Select the lines that hold the word "this" and copy each one.
▼
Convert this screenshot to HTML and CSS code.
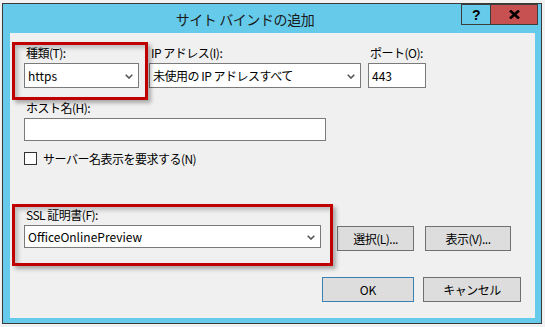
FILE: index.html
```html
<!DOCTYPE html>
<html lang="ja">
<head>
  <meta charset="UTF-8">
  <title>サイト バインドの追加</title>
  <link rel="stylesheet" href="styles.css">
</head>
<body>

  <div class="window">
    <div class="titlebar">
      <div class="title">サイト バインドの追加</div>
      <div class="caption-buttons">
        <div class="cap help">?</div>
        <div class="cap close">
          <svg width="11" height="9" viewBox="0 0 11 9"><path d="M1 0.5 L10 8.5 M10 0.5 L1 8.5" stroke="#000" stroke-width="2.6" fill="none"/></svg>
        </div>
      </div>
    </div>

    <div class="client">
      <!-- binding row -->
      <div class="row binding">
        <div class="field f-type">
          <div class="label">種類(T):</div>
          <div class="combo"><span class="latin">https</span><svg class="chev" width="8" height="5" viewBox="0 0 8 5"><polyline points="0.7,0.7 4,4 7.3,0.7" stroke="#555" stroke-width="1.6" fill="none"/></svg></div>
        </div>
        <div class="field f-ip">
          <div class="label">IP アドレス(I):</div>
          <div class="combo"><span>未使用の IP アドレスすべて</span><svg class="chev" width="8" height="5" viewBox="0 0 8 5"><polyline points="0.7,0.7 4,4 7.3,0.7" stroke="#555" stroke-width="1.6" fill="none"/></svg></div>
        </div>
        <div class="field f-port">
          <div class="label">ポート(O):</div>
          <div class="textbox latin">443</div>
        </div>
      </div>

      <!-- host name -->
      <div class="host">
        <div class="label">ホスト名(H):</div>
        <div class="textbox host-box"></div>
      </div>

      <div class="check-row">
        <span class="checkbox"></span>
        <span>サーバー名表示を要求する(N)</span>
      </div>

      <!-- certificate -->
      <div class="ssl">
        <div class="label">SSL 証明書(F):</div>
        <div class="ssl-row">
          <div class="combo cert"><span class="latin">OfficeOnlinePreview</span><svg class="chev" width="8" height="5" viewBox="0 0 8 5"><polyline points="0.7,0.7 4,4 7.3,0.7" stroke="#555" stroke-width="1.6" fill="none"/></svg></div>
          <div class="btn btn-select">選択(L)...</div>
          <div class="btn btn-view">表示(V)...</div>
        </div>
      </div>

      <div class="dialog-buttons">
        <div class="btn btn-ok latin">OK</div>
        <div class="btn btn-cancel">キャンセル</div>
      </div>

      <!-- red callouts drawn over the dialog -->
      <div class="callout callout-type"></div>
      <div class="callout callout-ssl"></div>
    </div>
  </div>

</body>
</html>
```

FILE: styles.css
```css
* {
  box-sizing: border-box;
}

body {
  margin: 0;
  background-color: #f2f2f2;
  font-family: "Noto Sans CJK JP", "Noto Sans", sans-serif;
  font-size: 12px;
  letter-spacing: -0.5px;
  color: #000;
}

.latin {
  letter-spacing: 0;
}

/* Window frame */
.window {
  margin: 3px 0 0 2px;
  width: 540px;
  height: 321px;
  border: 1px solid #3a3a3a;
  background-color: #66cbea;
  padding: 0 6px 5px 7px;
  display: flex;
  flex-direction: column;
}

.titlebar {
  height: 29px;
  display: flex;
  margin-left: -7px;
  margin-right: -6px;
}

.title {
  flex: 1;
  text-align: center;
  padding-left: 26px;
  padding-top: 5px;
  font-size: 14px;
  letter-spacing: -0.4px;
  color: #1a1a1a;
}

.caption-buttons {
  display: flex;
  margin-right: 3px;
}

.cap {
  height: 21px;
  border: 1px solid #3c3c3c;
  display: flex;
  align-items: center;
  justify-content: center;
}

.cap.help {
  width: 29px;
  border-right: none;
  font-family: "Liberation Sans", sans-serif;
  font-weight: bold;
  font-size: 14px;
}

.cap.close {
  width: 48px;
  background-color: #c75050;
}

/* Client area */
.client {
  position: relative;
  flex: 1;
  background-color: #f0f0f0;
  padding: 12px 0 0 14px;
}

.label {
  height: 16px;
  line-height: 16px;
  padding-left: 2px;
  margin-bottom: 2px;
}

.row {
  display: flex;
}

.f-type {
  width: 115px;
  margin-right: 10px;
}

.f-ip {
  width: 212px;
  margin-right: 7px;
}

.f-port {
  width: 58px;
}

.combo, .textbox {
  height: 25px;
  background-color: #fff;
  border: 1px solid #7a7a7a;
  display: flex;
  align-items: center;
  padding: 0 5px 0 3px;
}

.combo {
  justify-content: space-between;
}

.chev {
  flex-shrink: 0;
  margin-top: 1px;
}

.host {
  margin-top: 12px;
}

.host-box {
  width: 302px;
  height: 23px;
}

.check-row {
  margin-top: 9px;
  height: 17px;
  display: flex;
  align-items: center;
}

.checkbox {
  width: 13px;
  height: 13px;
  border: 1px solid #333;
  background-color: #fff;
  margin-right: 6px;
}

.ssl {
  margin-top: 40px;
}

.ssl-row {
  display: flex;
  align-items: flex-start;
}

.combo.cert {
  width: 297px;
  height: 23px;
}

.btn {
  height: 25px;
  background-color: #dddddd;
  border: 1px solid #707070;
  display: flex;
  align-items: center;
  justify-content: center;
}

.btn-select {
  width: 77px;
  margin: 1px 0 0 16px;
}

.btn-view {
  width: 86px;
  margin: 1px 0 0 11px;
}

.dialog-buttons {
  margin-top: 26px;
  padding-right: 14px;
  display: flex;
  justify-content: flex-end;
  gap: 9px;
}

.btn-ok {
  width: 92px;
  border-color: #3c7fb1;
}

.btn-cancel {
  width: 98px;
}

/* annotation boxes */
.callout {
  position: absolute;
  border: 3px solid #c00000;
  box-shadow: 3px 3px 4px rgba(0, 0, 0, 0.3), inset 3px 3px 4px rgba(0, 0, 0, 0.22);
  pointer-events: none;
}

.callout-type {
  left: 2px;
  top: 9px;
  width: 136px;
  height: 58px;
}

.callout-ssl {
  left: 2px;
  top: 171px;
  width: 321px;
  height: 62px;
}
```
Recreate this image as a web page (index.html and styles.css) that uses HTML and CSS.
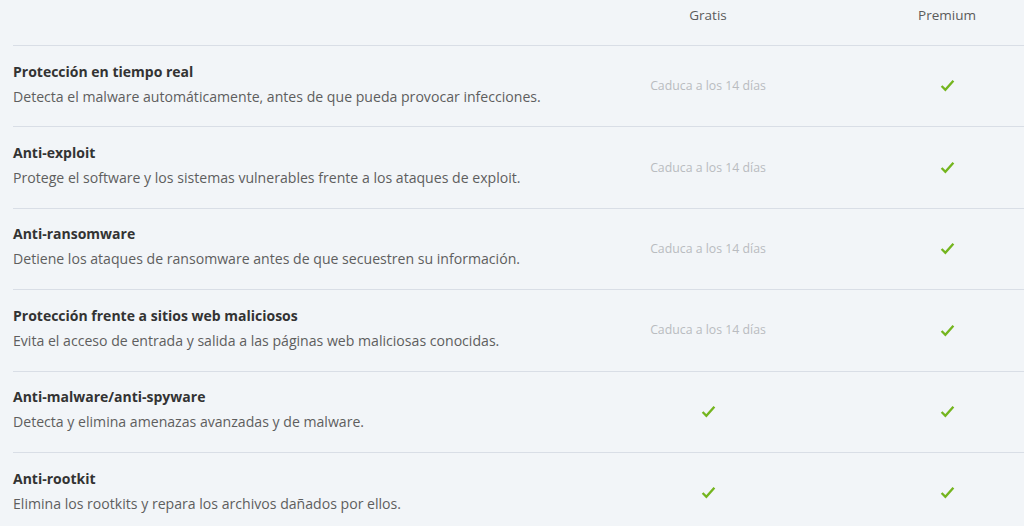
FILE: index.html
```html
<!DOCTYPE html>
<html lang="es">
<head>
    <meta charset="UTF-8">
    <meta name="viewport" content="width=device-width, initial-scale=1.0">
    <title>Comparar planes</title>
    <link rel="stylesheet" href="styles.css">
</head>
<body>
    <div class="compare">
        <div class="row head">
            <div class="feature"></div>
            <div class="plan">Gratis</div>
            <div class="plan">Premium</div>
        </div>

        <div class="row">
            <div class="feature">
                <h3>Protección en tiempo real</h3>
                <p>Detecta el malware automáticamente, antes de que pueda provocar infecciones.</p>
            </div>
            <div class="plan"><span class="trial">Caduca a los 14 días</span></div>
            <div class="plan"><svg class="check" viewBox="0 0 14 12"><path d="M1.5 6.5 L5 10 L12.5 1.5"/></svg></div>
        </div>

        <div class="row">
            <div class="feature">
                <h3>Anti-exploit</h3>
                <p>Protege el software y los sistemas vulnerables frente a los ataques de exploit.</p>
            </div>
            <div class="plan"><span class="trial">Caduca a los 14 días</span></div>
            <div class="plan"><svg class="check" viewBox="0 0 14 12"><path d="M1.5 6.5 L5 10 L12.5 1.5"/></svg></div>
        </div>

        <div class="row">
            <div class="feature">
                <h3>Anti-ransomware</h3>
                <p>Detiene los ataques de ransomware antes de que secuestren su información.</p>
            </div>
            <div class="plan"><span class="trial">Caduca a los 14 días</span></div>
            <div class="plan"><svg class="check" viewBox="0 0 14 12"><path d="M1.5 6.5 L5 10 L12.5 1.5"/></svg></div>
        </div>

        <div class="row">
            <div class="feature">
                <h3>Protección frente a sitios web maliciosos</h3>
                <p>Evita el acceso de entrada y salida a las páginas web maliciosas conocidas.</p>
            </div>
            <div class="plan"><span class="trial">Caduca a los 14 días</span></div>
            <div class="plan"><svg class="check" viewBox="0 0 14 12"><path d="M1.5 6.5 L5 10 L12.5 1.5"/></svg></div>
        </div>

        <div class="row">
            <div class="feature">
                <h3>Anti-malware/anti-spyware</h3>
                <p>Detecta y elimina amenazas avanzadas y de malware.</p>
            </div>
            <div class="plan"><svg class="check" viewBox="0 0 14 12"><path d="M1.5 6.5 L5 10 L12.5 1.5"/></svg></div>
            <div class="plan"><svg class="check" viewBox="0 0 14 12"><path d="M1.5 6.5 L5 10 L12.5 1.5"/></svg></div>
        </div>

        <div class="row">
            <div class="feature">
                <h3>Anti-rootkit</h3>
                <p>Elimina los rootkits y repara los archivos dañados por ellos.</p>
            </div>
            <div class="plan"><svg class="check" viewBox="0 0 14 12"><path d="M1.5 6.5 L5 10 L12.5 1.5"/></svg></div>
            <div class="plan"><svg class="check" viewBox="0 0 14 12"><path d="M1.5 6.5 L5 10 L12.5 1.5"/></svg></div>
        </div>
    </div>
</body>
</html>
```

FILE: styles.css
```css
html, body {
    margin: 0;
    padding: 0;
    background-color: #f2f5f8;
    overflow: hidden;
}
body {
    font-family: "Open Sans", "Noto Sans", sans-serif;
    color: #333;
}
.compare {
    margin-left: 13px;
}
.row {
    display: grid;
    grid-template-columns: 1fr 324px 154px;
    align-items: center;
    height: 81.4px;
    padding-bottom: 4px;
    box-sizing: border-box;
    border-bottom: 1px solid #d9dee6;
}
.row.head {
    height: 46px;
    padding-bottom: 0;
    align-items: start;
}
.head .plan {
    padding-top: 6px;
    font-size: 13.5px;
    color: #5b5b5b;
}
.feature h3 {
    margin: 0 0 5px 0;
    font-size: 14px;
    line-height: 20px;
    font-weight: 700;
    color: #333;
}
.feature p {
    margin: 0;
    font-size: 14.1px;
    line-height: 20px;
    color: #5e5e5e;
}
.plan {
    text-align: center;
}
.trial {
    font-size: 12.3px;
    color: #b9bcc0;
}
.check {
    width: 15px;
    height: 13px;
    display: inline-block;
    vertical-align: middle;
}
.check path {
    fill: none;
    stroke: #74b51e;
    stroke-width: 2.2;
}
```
▲
— In response —
Convert this screenshot to HTML and CSS code.
Recreate this image as a web page (index.html and styles.css) that uses HTML and CSS.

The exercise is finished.